Wenn ich Schülerinnen und Schüler am Anfang aufzeige, was heute erreicht werden kann, was ihr Weg des Lernens sein kann, dann kann ich auch am Ende erfragen und reflektieren lassen, ob wir das Ziel erreicht haben oder nicht. Wenn es nicht der Fall sein sollte, kann ich weiterhin herausfinden, wo noch bedarf ist. Ziele abzufragen ist eben etwas anderes als: „Habt ihr das jetzt alles verstanden?“
Die Zaubervorstellung
Um meine Sicht der Dinge deutlicher darzustellen, möchte ich zwei Situationen aufzeigen, die zwar außerhalb von Schule stattfinden, die meine Struktur des Ganzen recht gut darstellen.
Situation Nummer 1
Stellen wir uns vor, man geht in eine Zaubervorstellung. Der Magier präsentiert einen Trick nach dem anderen und wir lassen uns von der Show verzaubern. Hin und wieder sind wir über die unvorstellbaren Effekte verblüfft und fragen uns, wie der Zauberer das wohl gemacht hat und vermuten vielleicht sogar partiell übernatürliche Fähigkeiten. Man hat sich unterhalten lassen und fährt vergnügt nach Hause.
Situation Nummer 2
Man geht nun in ein Seminar, in dem man Zaubertricks lernen will. Der Magier sagt einem, was gleich passieren soll und führt den Trick durch. Man überlegt, wie der Trick funktioniert und bekommt dann von dem Magier erklärt, wie die Illusion funktioniert. Man hat sich unterhalten lassen, Theorien gebildet und verworfen und hat einige Illusionen gelernt.
Transfer und Analyse der Situation
Was passiert in diesen Situationen mit dem Beobachter bzw. dem Teilnehmer der Veranstaltungen?
- In der ersten Situation wird der Zuschauer in neue und unbekannte Situationen geworfen. Die bisher in der Welt gemachten Erfahrungen werden durcheinander geworfen. Es passieren Dinge, die nach physikalischen Gesichtspunkten in der Regeln nicht gehen dürften. Das Gehirn wird ausgetrickst. Man ist verblüfft, aber man hat nichts Neues gelernt.

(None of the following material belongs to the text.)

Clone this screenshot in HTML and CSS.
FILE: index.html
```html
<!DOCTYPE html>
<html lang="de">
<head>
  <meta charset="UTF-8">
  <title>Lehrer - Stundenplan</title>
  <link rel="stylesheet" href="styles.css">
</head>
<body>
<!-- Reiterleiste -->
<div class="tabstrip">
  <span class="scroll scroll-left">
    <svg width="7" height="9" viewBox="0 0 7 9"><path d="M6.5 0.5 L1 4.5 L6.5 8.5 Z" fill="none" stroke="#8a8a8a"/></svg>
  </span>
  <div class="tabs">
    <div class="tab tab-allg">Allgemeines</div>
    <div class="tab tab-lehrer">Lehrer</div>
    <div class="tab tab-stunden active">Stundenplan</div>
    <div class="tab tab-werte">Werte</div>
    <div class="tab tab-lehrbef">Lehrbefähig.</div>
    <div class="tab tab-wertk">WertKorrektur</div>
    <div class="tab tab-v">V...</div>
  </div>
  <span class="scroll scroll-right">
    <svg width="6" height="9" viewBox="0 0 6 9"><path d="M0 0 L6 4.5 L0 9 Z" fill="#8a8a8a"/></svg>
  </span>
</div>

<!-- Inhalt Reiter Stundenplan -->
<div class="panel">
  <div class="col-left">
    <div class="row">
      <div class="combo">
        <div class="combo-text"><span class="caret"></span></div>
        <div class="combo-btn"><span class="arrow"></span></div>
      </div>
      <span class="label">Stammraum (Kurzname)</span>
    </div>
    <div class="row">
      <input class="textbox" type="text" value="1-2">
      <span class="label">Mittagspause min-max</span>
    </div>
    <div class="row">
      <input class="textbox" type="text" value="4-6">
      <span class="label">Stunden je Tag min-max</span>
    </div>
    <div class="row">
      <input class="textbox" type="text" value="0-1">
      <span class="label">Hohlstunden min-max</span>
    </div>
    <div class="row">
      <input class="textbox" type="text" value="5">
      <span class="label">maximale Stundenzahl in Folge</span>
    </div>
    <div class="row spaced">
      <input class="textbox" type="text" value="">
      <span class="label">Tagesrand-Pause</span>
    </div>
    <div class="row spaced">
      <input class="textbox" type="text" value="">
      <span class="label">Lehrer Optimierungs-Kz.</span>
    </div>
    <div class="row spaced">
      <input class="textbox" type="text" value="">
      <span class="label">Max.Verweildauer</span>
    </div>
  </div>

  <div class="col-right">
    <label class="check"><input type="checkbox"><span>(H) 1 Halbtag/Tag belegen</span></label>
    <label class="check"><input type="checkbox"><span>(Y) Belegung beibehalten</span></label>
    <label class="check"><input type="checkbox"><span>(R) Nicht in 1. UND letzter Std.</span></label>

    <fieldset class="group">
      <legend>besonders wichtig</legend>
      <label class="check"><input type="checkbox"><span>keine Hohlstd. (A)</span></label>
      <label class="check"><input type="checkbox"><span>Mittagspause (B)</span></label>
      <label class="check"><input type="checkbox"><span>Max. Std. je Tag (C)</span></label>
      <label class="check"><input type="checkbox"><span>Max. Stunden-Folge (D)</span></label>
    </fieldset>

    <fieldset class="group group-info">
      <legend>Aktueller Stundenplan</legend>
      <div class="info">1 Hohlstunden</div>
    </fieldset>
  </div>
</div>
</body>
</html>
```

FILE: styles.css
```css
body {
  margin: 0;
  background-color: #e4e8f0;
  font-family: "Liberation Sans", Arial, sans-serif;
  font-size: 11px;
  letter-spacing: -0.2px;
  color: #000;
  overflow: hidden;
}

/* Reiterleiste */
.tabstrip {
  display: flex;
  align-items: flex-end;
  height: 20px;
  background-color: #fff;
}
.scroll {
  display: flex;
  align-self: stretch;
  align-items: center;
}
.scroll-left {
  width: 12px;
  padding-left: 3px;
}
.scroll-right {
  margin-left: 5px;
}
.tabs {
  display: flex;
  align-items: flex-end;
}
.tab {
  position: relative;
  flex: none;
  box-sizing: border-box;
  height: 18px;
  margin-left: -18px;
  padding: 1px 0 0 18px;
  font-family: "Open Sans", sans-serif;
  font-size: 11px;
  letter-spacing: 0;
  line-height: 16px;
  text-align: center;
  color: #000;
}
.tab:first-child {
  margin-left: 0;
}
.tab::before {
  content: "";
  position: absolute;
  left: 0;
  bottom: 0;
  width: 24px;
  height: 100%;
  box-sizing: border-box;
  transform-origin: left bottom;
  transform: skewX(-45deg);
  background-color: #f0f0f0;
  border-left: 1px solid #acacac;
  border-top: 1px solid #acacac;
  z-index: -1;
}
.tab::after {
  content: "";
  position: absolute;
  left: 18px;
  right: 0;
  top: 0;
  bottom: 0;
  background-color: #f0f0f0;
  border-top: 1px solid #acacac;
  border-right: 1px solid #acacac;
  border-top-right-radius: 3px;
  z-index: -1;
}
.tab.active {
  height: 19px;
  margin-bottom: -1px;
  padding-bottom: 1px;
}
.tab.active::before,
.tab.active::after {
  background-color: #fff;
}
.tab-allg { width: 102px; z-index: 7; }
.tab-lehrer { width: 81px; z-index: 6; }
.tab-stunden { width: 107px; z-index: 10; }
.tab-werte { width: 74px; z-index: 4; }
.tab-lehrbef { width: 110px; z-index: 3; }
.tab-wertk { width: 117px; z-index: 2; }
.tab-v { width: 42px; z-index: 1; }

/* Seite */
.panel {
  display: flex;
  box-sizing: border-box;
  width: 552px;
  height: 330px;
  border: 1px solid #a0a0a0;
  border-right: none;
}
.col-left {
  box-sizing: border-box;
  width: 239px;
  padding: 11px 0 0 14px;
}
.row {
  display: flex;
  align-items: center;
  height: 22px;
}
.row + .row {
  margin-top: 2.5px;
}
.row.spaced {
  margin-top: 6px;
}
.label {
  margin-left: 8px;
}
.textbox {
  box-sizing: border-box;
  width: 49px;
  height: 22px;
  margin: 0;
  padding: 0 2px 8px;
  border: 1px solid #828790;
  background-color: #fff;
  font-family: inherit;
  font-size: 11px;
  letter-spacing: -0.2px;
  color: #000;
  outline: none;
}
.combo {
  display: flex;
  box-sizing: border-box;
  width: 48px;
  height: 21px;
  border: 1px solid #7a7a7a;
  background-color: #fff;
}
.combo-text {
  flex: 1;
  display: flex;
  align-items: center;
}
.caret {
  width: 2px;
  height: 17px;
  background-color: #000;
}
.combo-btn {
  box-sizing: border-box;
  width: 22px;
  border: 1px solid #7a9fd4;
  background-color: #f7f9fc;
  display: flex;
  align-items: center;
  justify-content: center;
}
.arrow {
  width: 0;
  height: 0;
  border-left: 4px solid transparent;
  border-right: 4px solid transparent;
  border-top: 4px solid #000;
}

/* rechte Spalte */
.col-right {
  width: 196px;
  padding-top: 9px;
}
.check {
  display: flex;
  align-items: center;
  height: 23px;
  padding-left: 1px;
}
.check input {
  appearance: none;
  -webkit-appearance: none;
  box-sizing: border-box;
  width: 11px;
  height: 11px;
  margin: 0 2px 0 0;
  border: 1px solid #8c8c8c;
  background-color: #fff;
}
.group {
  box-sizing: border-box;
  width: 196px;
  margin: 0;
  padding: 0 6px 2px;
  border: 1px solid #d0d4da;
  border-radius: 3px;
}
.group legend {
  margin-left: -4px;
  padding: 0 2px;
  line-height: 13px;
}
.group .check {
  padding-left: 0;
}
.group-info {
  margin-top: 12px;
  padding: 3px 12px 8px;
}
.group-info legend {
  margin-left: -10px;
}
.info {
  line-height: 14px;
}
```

- In der zweiten Situation wird das Gehirn schon vor der Durchführung der Darbietung in Bereitschaft gesetzt, neue Informationen zu verarbeiten. Die Lösungsvorschläge für die erwartete Darbietung werden bereits konstruiert. In dem Moment, in dem die Darbietung stattfindet, wird der eigene Lösungsvorschlag bestätigt oder verworfen. Durch eine nachträgliche Erklärung der Illusion des Magiers wird das Gesehene verarbeitet.
In der Zaubervorstellung wirst Du niemals erleben, dass der Zauberer Dir sagt, was gleich passiert. Und wenn er es doch tun sollte, dann ist es sicherlich nur eine Art der misdirection – er führt Dich auf eine falsche Fährte. Den Effekt, das „Ahh“ und „Ohh“ nicht vorherzusagen ist also eine typische Technik um
- den Beobachter nicht mit der Nase darauf zu schubsen, wie eine Illusion funktioniert,
- so wenig wie möglich von seinen Illusionen erkennen zu lassen,
- das Ziel des Ganzen nicht zu verraten und
- keinen Lernerfolg beim Zuschauer zu erzeugen.
Der Unterricht
Bezogen auf den alltäglichen Unterricht möchte auf Folgendes hinaus:
Die Wahrscheinlichkeit, dass die Schülerinnen und Schüler Themen aufnehmen, sich dafür interessieren und Kompetenzen in diesem Bereich entwickeln, ist höher, wenn ihnen ganz klar ist, was in einer Unterrichtseinheit passiert und welche Ziele die Lehrperson verfolgt.1
Erst das Ei, dann das Huhn…
Um die Ziele den Schülerinnen und Schüler transparent machen zu können, muss der Lehrkraft das Ziel der Unterrichtseinheit ganz klar sein. Bevor Du beginnst Deinen Unterricht zu planen, musst Du die Ziele sauber formuliert haben – jedenfalls dann, wenn Du eine professionelle Lehrperson sein möchtest.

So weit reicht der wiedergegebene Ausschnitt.